Discordar faz parte da vida, Rafael. Sem falar que para ti, estudante de arquitetura e urbanismo, essas cidades terão muito a dizer. Mas, sem ser estudioso do assunto, vou discordar de ti. Nesses termos, Paris ou Barcelona, ou Toledo ou Veneza, me dizem mais. As cidades são obra do tempo. Nossa curta história não compete com os séculos e milênios das cidades européias. Há uma diferença substancial entre trezentos anos e dois mil anos de história. Roma tinha água encanada antes de Cristo. Aqui e hoje, não é em qualquer lugar que temos.

Rafael recomenda a mim – e a todos - o excelente Historia de la forma urbana, de A. E. J. Morris. “Ele descreve todo o processo de formação urbana desde Ur até New York, passando por Egito Antigo, Índia, Europa antiga, medieval, renascentista, industrial, Américas Espanhola e do Norte. Leitura excelente pela riqueza de detalhes e pelas bibliografias recomendadas”.

Desconheço o livro, vou procurá-lo. Deixo uma outra sugestão, o livro que tem sido minha bíblia na hora de conhecer cidades: A Cidade na História, de Lewis Mumford (2vs). Morris vê na conversação a grande função espiritual dos aglomerados humanos: “Talvez a melhor definição de cidade, em seus aspectos superiores, é a que diz ser ela o lugar destinado a oferecer as mais amplas facilidades de conversação significativa. O diálogo é uma das expressões mais importantes da vida na cidade, delicada flor de seu longo crescimento vegetativo.

“Pela mesma razão, o símbolo mais revelador do fracasso da cidade, da sua própria inexistência como personalidade social, é a ausência do diálogo – não necessariamente o silêncio, mas igualmente o som ruidoso de um côro que pronuncia as mesmas palavras, num conformismo acuado embora complacente. O silêncio de uma cidade morta tem mais dignidade que os vocalismos de uma comunidade que não conhece nem o retiro nem a oposição dialética, nem a observação irônica nem a disparidade estimulante, nem um conflito inteligente nem uma resolução moral ativa”.

Volto a Minas. Sem ter conhecido suas igrejas, estou certo de que prefiro visitar as catedrais de Notre Dame ou Toledo, a basílica de São Marcos ou a catedral de Sevilha – “Faremos um templo para que os pósteros nos chamem de loucos”, disseram seus construtores. Penso não estar proferindo nenhuma heresia. Da mesma forma, aos pequenos picos que o Brasil me oferece, prefiro os Andes ou os Alpes. E os fjordes da Noruega me parecem mais estimulantes que os lençóis maranhenses.
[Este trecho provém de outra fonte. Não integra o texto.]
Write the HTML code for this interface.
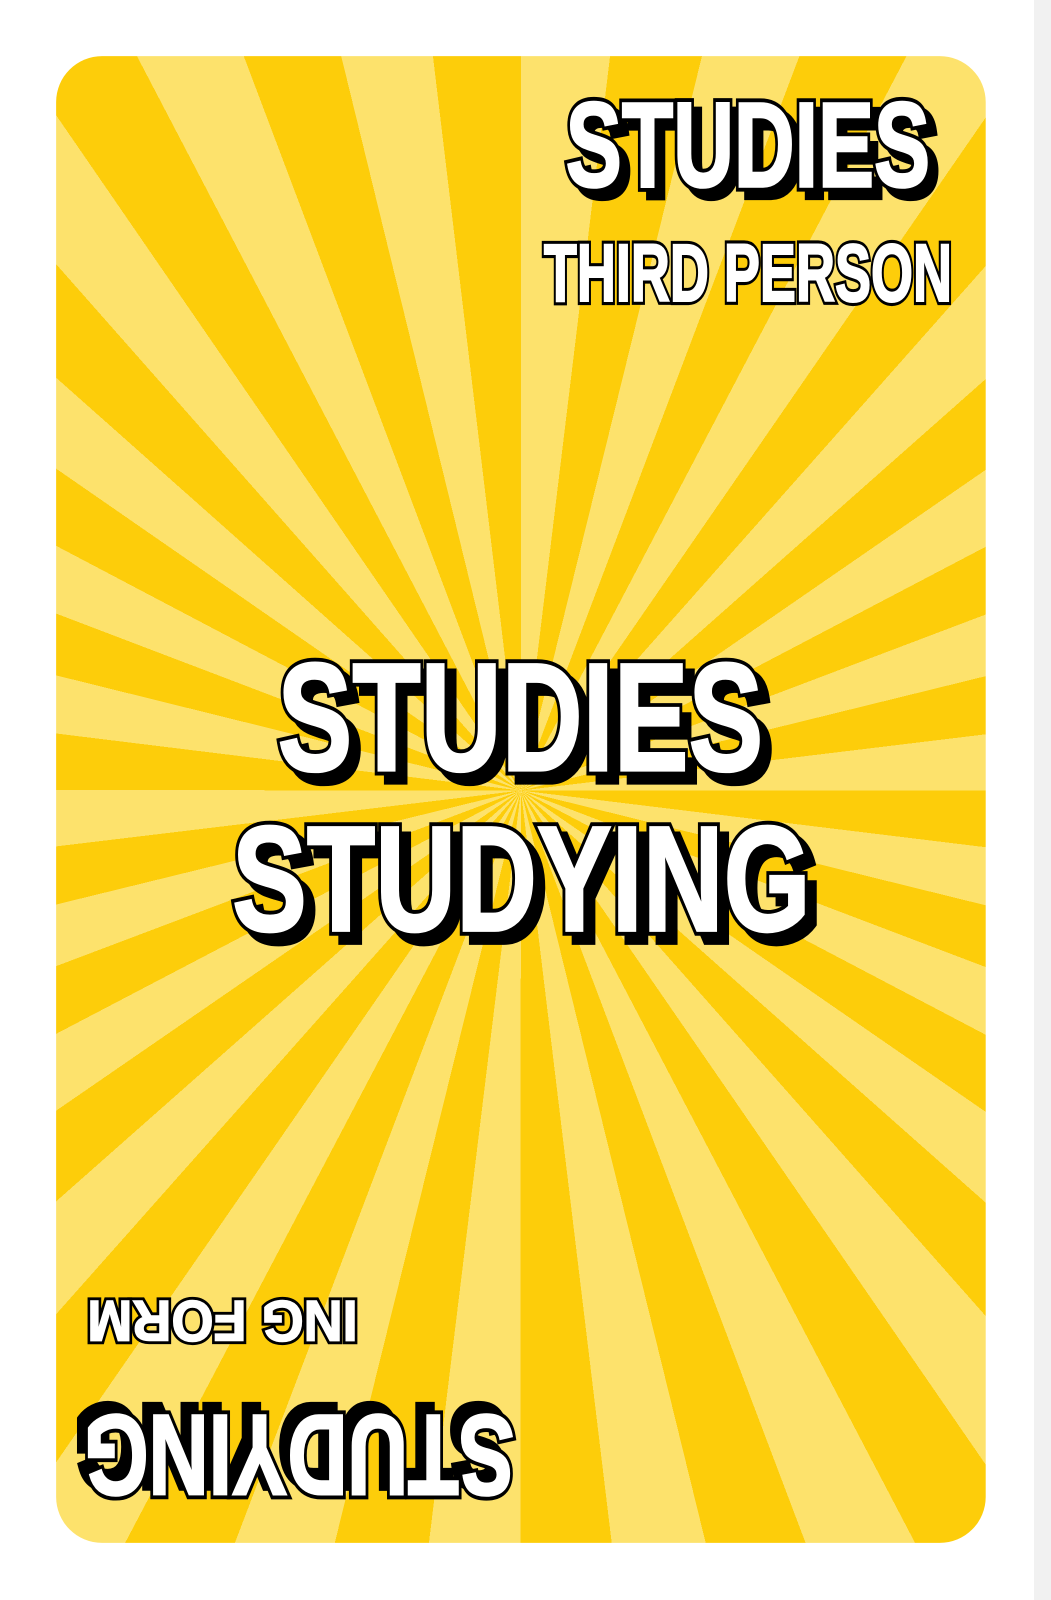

Por outro lado, enquanto ouço português à minha volta, não sinto que estou viajando. Parece que não saí de casa. Fosse eu europeu, acho que viajaria pelo Brasil com prazer. Ocorre que não sou europeu. Não estou afirmando que o Brasil não tenha seus atrativos. Mas não conseguem competir com os ápices de beleza que o planetinha oferece. Seja em geografia, urbanismo ou arquitetura. Além disso, vasto é o mundo e a vida é breve. No meu caso, cada vez mais breve. Urge acelerar o ritmo. Estou sem tempo para Minas e mesmo para o Brasil.

Mês que vem, vou revisitar os fjordes noruegueses. Desta vez, em vez de sol da meia-noite, terei uma noite profunda, de 24 horas. Vamos – eu, minha fotógrafa particular e sua mãe - à caça de uma aurora boreal.

Depois disso, acho que dá pra morrer. Mas antes, um pé em Madri. Para rever o Oriente, El Espejo, Gijón, Sobrino de Botín.